Consegue che, se per un verso deve ritenersi oramai esclusa qualunque rilevanza del semplice difetto di “sufficienza” della motivazione, è pur vero che, per altro verso, il provvedimento il cui apparato argomentativo si colloca al di sotto della predetta soglia “minima costituzionale” è censurabile per omessa osservanza dell’obbligo di motivazione affermato dall’art. 111 Cost., comma 6, e dall’art. 132 c.p.c., comma 2, n. 4, concretando tale omissione una nullità processuale deducibile in sede di legittimità ai sensi dell’art. 360 c.p.c., comma 1, n. 4 (v. Sez. 3, Sentenza n. 7402 del 23/03/2017, Rv. 643692).

Ebbene, nella descritta situazione manca qualsiasi indicazione della ragione giuridica o fattuale che ha determinato l’accoglimento del gravame (14762/2019; Cass. n. 7402/2017), sicché la sentenza, là dove ha adottato la suesposta generica tecnica motivazionale, risulta pure sostanzialmente inesistente; non bastando né l’allusione del tutto astratta “ai valori commerciali comuni” né il riferimento generico alla congruità delle stime.

In particolare, la CTR ha omesso di esaminare gli elementi probatori offerti dalle contribuenti che risultano oggetto di specifica allegazione (cfr. pag. 6 e ss del ricorso, docc. 4,9,12,13 riprodotti nel presente giudizio oltre quelli localizzati nel giudizio di merito); nonostante la loro produzione, il decidente ha completamente trascurato di esaminarli, omettendo di indicare le fonti probatorie dalle quali origina il suo convincimento e di svolgere il dovuto apprezzamento in ordine alla inidoneità degli elementi probatori offerti a superare i criteri astratti posti a base della rettifica. Con ciò confermando l’apoditticità della motivazione che non ha dato conto né delle evidenze documentali presenti in atti (tra cui la perizia di parte e gli atti di compravendita allegati), né del possibile utilizzo delle presunzioni che potevano indurre a superare o meno la valutazione indicata dall’ufficio. Dimenticando i giudici territoriali che “in tema di valutazione delle prove ed in particò lare di quelle documentali, il giudice di merito è tenuto a dare conto, in modo comprensibile e coerente rispetto alle evidenze processuali, del percorso logico compiuto al fine di accogliere o rigettare la domanda proposta, dovendosi ritenere viziata per apparenza la motivazione meramente assertiva o riferita solo complessivamente alle produzioni in atti.” (Cass. SS.UU. n. 22232 del 2016; n. 26538 del 2017; Cass. n. N. 9105 del 2017; Cass. n. 16247/2018).
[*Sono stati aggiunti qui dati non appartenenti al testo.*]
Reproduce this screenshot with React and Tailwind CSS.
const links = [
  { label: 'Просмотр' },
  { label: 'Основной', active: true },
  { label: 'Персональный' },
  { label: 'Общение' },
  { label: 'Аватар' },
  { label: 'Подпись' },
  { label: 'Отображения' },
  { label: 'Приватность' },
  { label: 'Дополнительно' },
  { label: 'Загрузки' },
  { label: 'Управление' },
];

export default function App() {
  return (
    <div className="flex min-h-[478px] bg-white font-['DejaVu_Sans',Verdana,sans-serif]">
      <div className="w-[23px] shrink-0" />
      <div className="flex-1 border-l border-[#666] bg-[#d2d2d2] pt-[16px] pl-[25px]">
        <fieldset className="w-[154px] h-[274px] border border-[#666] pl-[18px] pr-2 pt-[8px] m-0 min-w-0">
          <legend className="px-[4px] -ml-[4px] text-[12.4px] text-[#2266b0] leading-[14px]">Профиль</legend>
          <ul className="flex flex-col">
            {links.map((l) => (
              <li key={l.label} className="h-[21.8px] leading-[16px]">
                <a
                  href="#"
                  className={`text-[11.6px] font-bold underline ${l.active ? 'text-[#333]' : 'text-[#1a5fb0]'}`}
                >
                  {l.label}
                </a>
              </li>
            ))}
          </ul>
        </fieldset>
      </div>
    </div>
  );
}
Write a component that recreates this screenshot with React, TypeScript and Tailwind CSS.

5. La sentenza, pertanto, deve essere cassata in relazione alla prima censura proposta, assorbita la seconda, con rinvio alla CTR della Lombardia che, in diversa composizione, dovrà riesaminare la controversia.
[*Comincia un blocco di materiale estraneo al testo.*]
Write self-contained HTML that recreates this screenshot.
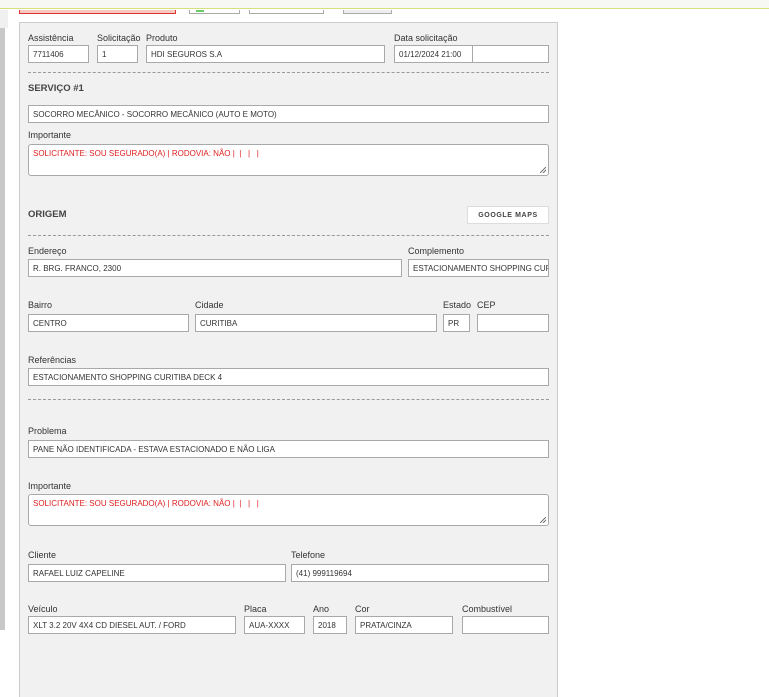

Il giudice del rinvio provvederà anche alla regolamentazione delle spese del presente giudizio di legittimità.

PQM

La Corte:

Accoglie il primo motivo ricorso, assorbiti gli altri; cassa la sentenza impugnata con rinvio alla C.T.R. della Lombardia, in diversa composizione.

Il giudice del rinvio provvederà anche alla regolamentazione delle spese del presente giudizio di legittimità.

Così deciso in Roma, nell’adunanza camerale della sezione tributaria, tenutasi da remoto, il 5 maggio 2021.